WHAT THIS TASK INVOLVES: Drop the pictures, then extract the listing word for word.

::::

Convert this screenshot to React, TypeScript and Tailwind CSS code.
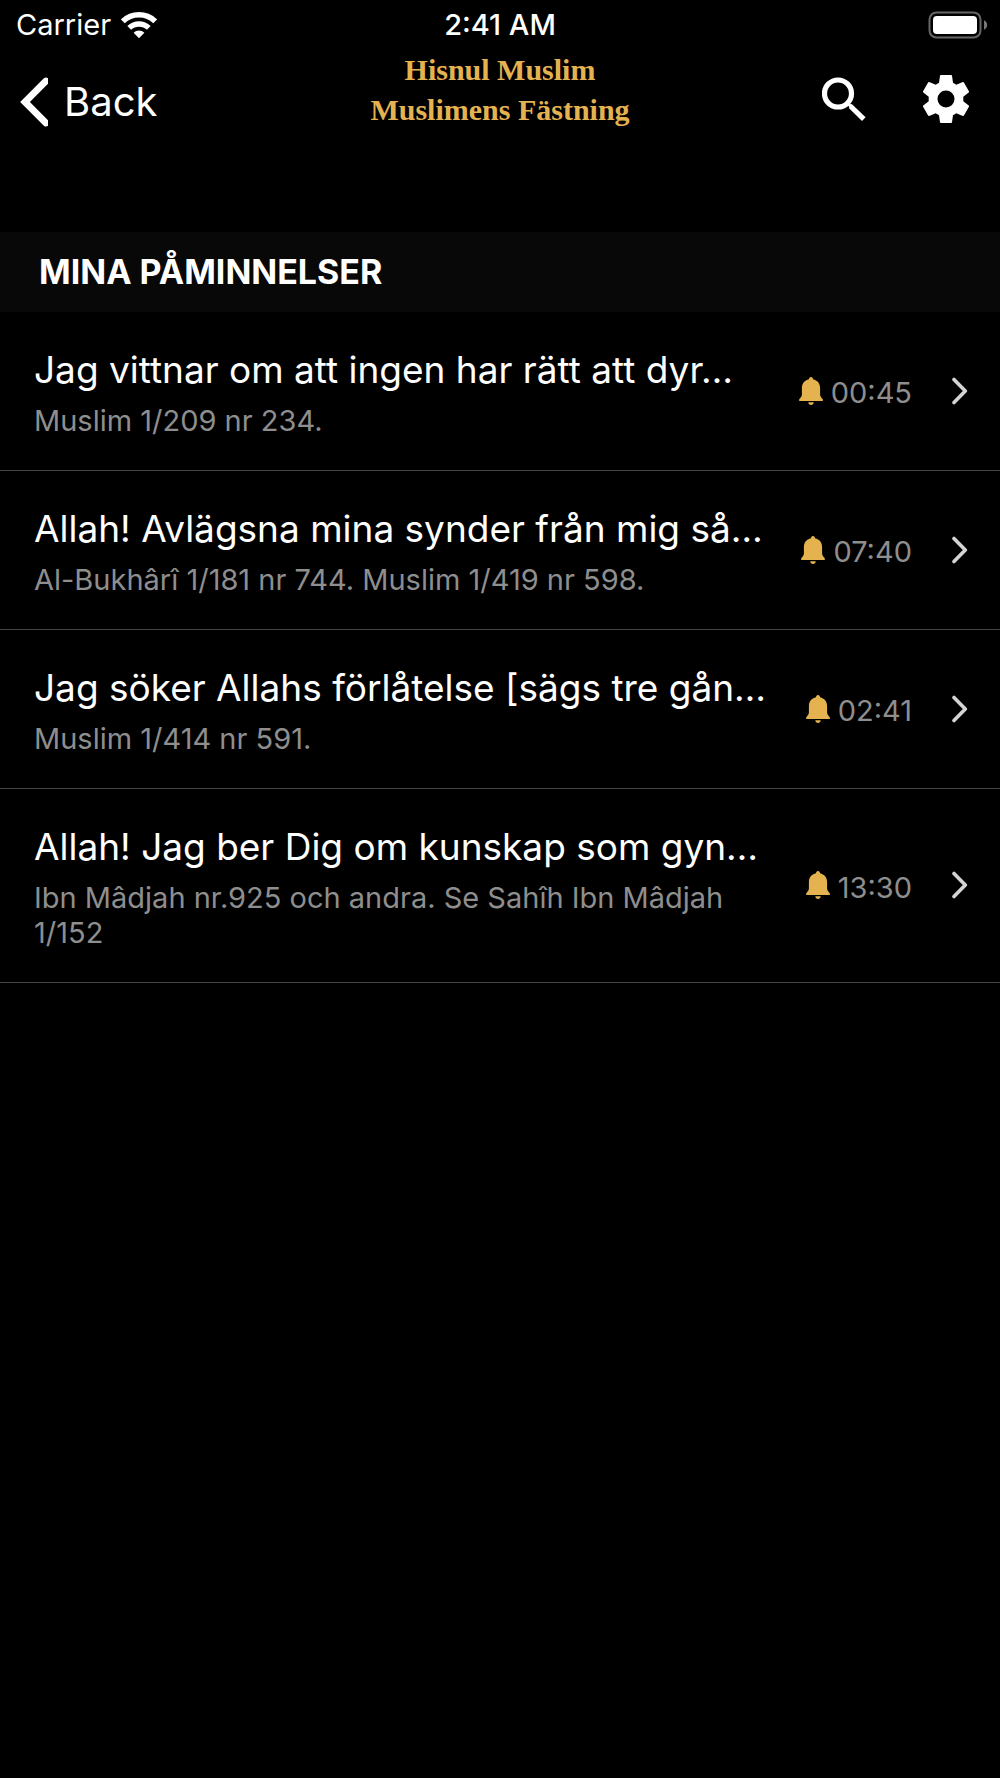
type Reminder = { title: string; source: string; time: string };

const reminders: Reminder[] = [
  { title: "Jag vittnar om att ingen har rätt att dyr…", source: "Muslim 1/209 nr 234.", time: "00:45" },
  { title: "Allah! Avlägsna mina synder från mig så…", source: "Al-Bukhârî 1/181 nr 744. Muslim 1/419 nr 598.", time: "07:40" },
  { title: "Jag söker Allahs förlåtelse [sägs tre gån…", source: "Muslim 1/414 nr 591.", time: "02:41" },
  { title: "Allah! Jag ber Dig om kunskap som gyn…", source: "Ibn Mâdjah nr.925 och andra. Se Sahîh Ibn Mâdjah 1/152", time: "13:30" },
];

function WifiIcon() {
  return (
    <svg className="h-7 w-9" viewBox="0 0 36 28" fill="none" aria-hidden="true">
      <path d="M1.8 10.3a23.4 23.4 0 0 1 32.4 0" stroke="#fff" strokeWidth="5.6" />
      <path d="M8.2 16.9a14.2 14.2 0 0 1 19.6 0" stroke="#fff" strokeWidth="5.4" />
      <path d="M18 27.2l-5.4-5.5a7.8 7.8 0 0 1 10.8 0z" fill="#fff" />
    </svg>
  );
}

function BatteryIcon() {
  return (
    <svg className="h-7 w-[60px]" viewBox="0 0 60 28" aria-hidden="true">
      <rect x="1.5" y="1.5" width="51" height="25" rx="7" fill="none" stroke="#666" strokeWidth="2" />
      <rect x="5" y="5" width="44" height="18" rx="4" fill="#fff" />
      <path d="M56 9.2c2 .9 3.2 2.7 3.2 4.8s-1.2 3.9-3.2 4.8z" fill="#777" />
    </svg>
  );
}

function BackIcon() {
  return (
    <svg className="h-[52px] w-8" viewBox="0 0 32 52" fill="none" aria-hidden="true">
      <path d="M30 5L9 26L30 47" stroke="#fff" strokeWidth="6.8" strokeLinecap="round" />
    </svg>
  );
}

function SearchIcon() {
  return (
    <svg className="h-11 w-11" viewBox="0 0 44 44" aria-hidden="true">
      <circle cx="16" cy="16.5" r="13.5" fill="none" stroke="#fff" strokeWidth="5.2" />
      <path d="M29.8 27l13.8 13.3-3.6 3.6L27.3 31.5l-.2-3.2z" fill="#fff" />
      <path d="M25 25.5l5 5" stroke="#fff" strokeWidth="3" />
    </svg>
  );
}

function GearIcon() {
  return (
    <svg className="size-12" viewBox="0 0 48 48" fill="#fff" fillRule="evenodd" aria-hidden="true">
      <path d="M18.9 0h10.2q.8 0 .9.8l1 7 3.300 1.900 6.500-2.600q.7-.3 1.100.4l5 8.700q.4.700-.2 1.200L41.300 21.700v4.600l5.400 4.300q.6.500.2 1.200l-5 8.700q-.4.700-1.100.4l-6.500-2.600-3.300 1.900-1 7q-.1.800-.9.800H18.900q-.8 0-.9-.8l-1-7-3.300-1.900-6.500 2.600q-.7.300-1.100-.4l-5-8.700q-.4-.7.200-1.200l5.400-4.300v-4.600l-5.400-4.300q-.6-.5-.2-1.200l5-8.700q.4-.7 1.100-.4l6.500 2.600L17 7.800l1-7q.1-.8.9-.8zM24 15.500a8.500 8.500 0 1 0 0 17 8.500 8.500 0 0 0 0-17z" />
    </svg>
  );
}

function BellIcon() {
  return (
    <svg className="h-7 w-6 shrink-0" viewBox="0 0 70 83" fill="#e4b350" aria-hidden="true">
      <path d="M35 0c4 0 6 3 6 7 13 3 21 13 21 26v19c0 5 3 9 8 14v5H0v-5c5-5 8-9 8-14V33C8 20 16 10 29 7c0-4 2-7 6-7z" />
      <path d="M27 75h16c0 5-4 8-8 8s-8-3-8-8z" />
    </svg>
  );
}

function ChevronIcon() {
  return (
    <svg className="h-7 w-4 shrink-0" viewBox="0 0 16 28" fill="none" aria-hidden="true">
      <path d="M2 2.5L13.3 14L2 25.5" stroke="#d4d4d6" strokeWidth="3.6" strokeLinecap="round" strokeLinejoin="round" />
    </svg>
  );
}

export default function App() {
  return (
    <div className="min-h-screen bg-black font-['Inter',sans-serif] text-white">
      <div className="grid h-[50px] grid-cols-[1fr_auto_1fr] items-center px-3 text-[29px] leading-9">
        <div className="flex items-center gap-[10px] pl-1">
          <span>Carrier</span>
          <WifiIcon />
        </div>
        <span className="font-medium">2:41 AM</span>
        <div className="flex justify-end">
          <BatteryIcon />
        </div>
      </div>

      <header className="grid grid-cols-[1fr_auto_1fr] items-start px-4 pb-[78px]">
        <button type="button" className="flex h-[104px] items-center gap-4 justify-self-start text-[40px] leading-[46px]">
          <BackIcon />
          <span>Back</span>
        </button>
        <h1 className="text-center font-['Liberation_Serif',serif] text-[30px] leading-10 font-bold text-[#e4b350]">
          Hisnul Muslim
          <br />
          Muslimens Fästning
        </h1>
        <div className="flex h-[98px] items-center justify-end gap-14 pr-[14px]">
          <button type="button" aria-label="Sök">
            <SearchIcon />
          </button>
          <button type="button" aria-label="Inställningar">
            <GearIcon />
          </button>
        </div>
      </header>

      <main>
        <h2 className="bg-[#080808] px-[39px] py-5 text-[34px] leading-10 font-bold">MINA PÅMINNELSER</h2>
        <ul>
          {reminders.map((r) => (
            <li key={r.time} className="border-b border-[#444]">
              <button type="button" className="flex w-full items-center pt-[35px] pr-8 pb-8 pl-[34px] text-left">
                <span className="flex min-w-0 flex-1 flex-col gap-[10px]">
                  <span className="text-[37px] leading-[46px] whitespace-nowrap">{r.title}</span>
                  <span className="text-[29px] leading-[35px] text-[#8e8e8e]">{r.source}</span>
                </span>
                <span className="ml-8 flex items-center gap-2 text-[29px] leading-[35px] text-[#8e8e8e]">
                  <span className="flex pb-1">
                    <BellIcon />
                  </span>
                  <span>{r.time}</span>
                </span>
                <span className="ml-10 flex pb-1">
                  <ChevronIcon />
                </span>
              </button>
            </li>
          ))}
        </ul>
      </main>
    </div>
  );
}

::::

ANSWER TO THE PROBLEM:
Convert this screenshot to React, TypeScript and Tailwind CSS code.
type Reminder = { title: string; source: string; time: string };

const reminders: Reminder[] = [
  { title: "Jag vittnar om att ingen har rätt att dyr…", source: "Muslim 1/209 nr 234.", time: "00:45" },
  { title: "Allah! Avlägsna mina synder från mig så…", source: "Al-Bukhârî 1/181 nr 744. Muslim 1/419 nr 598.", time: "07:40" },
  { title: "Jag söker Allahs förlåtelse [sägs tre gån…", source: "Muslim 1/414 nr 591.", time: "02:41" },
  { title: "Allah! Jag ber Dig om kunskap som gyn…", source: "Ibn Mâdjah nr.925 och andra. Se Sahîh Ibn Mâdjah 1/152", time: "13:30" },
];

function WifiIcon() {
  return (
    <svg className="h-7 w-9" viewBox="0 0 36 28" fill="none" aria-hidden="true">
      <path d="M1.8 10.3a23.4 23.4 0 0 1 32.4 0" stroke="#fff" strokeWidth="5.6" />
      <path d="M8.2 16.9a14.2 14.2 0 0 1 19.6 0" stroke="#fff" strokeWidth="5.4" />
      <path d="M18 27.2l-5.4-5.5a7.8 7.8 0 0 1 10.8 0z" fill="#fff" />
    </svg>
  );
}

function BatteryIcon() {
  return (
    <svg className="h-7 w-[60px]" viewBox="0 0 60 28" aria-hidden="true">
      <rect x="1.5" y="1.5" width="51" height="25" rx="7" fill="none" stroke="#666" strokeWidth="2" />
      <rect x="5" y="5" width="44" height="18" rx="4" fill="#fff" />
      <path d="M56 9.2c2 .9 3.2 2.7 3.2 4.8s-1.2 3.9-3.2 4.8z" fill="#777" />
    </svg>
  );
}

function BackIcon() {
  return (
    <svg className="h-[52px] w-8" viewBox="0 0 32 52" fill="none" aria-hidden="true">
      <path d="M30 5L9 26L30 47" stroke="#fff" strokeWidth="6.8" strokeLinecap="round" />
    </svg>
  );
}

function SearchIcon() {
  return (
    <svg className="h-11 w-11" viewBox="0 0 44 44" aria-hidden="true">
      <circle cx="16" cy="16.5" r="13.5" fill="none" stroke="#fff" strokeWidth="5.2" />
      <path d="M29.8 27l13.8 13.3-3.6 3.6L27.3 31.5l-.2-3.2z" fill="#fff" />
      <path d="M25 25.5l5 5" stroke="#fff" strokeWidth="3" />
    </svg>
  );
}

function GearIcon() {
  return (
    <svg className="size-12" viewBox="0 0 48 48" fill="#fff" fillRule="evenodd" aria-hidden="true">
      <path d="M18.9 0h10.2q.8 0 .9.8l1 7 3.300 1.900 6.500-2.600q.7-.3 1.100.4l5 8.700q.4.700-.2 1.200L41.300 21.700v4.600l5.400 4.300q.6.500.2 1.200l-5 8.700q-.4.700-1.100.4l-6.500-2.600-3.300 1.900-1 7q-.1.800-.9.800H18.900q-.8 0-.9-.8l-1-7-3.300-1.900-6.500 2.600q-.7.300-1.100-.4l-5-8.700q-.4-.7.200-1.200l5.400-4.300v-4.600l-5.400-4.300q-.6-.5-.2-1.200l5-8.700q.4-.7 1.100-.4l6.500 2.600L17 7.800l1-7q.1-.8.9-.8zM24 15.500a8.500 8.500 0 1 0 0 17 8.500 8.500 0 0 0 0-17z" />
    </svg>
  );
}

function BellIcon() {
  return (
    <svg className="h-7 w-6 shrink-0" viewBox="0 0 70 83" fill="#e4b350" aria-hidden="true">
      <path d="M35 0c4 0 6 3 6 7 13 3 21 13 21 26v19c0 5 3 9 8 14v5H0v-5c5-5 8-9 8-14V33C8 20 16 10 29 7c0-4 2-7 6-7z" />
      <path d="M27 75h16c0 5-4 8-8 8s-8-3-8-8z" />
    </svg>
  );
}

function ChevronIcon() {
  return (
    <svg className="h-7 w-4 shrink-0" viewBox="0 0 16 28" fill="none" aria-hidden="true">
      <path d="M2 2.5L13.3 14L2 25.5" stroke="#d4d4d6" strokeWidth="3.6" strokeLinecap="round" strokeLinejoin="round" />
    </svg>
  );
}

export default function App() {
  return (
    <div className="min-h-screen bg-black font-['Inter',sans-serif] text-white">
      <div className="grid h-[50px] grid-cols-[1fr_auto_1fr] items-center px-3 text-[29px] leading-9">
        <div className="flex items-center gap-[10px] pl-1">
          <span>Carrier</span>
          <WifiIcon />
        </div>
        <span className="font-medium">2:41 AM</span>
        <div className="flex justify-end">
          <BatteryIcon />
        </div>
      </div>

      <header className="grid grid-cols-[1fr_auto_1fr] items-start px-4 pb-[78px]">
        <button type="button" className="flex h-[104px] items-center gap-4 justify-self-start text-[40px] leading-[46px]">
          <BackIcon />
          <span>Back</span>
        </button>
        <h1 className="text-center font-['Liberation_Serif',serif] text-[30px] leading-10 font-bold text-[#e4b350]">
          Hisnul Muslim
          <br />
          Muslimens Fästning
        </h1>
        <div className="flex h-[98px] items-center justify-end gap-14 pr-[14px]">
          <button type="button" aria-label="Sök">
            <SearchIcon />
          </button>
          <button type="button" aria-label="Inställningar">
            <GearIcon />
          </button>
        </div>
      </header>

      <main>
        <h2 className="bg-[#080808] px-[39px] py-5 text-[34px] leading-10 font-bold">MINA PÅMINNELSER</h2>
        <ul>
          {reminders.map((r) => (
            <li key={r.time} className="border-b border-[#444]">
              <button type="button" className="flex w-full items-center pt-[35px] pr-8 pb-8 pl-[34px] text-left">
                <span className="flex min-w-0 flex-1 flex-col gap-[10px]">
                  <span className="text-[37px] leading-[46px] whitespace-nowrap">{r.title}</span>
                  <span className="text-[29px] leading-[35px] text-[#8e8e8e]">{r.source}</span>
                </span>
                <span className="ml-8 flex items-center gap-2 text-[29px] leading-[35px] text-[#8e8e8e]">
                  <span className="flex pb-1">
                    <BellIcon />
                  </span>
                  <span>{r.time}</span>
                </span>
                <span className="ml-10 flex pb-1">
                  <ChevronIcon />
                </span>
              </button>
            </li>
          ))}
        </ul>
      </main>
    </div>
  );
}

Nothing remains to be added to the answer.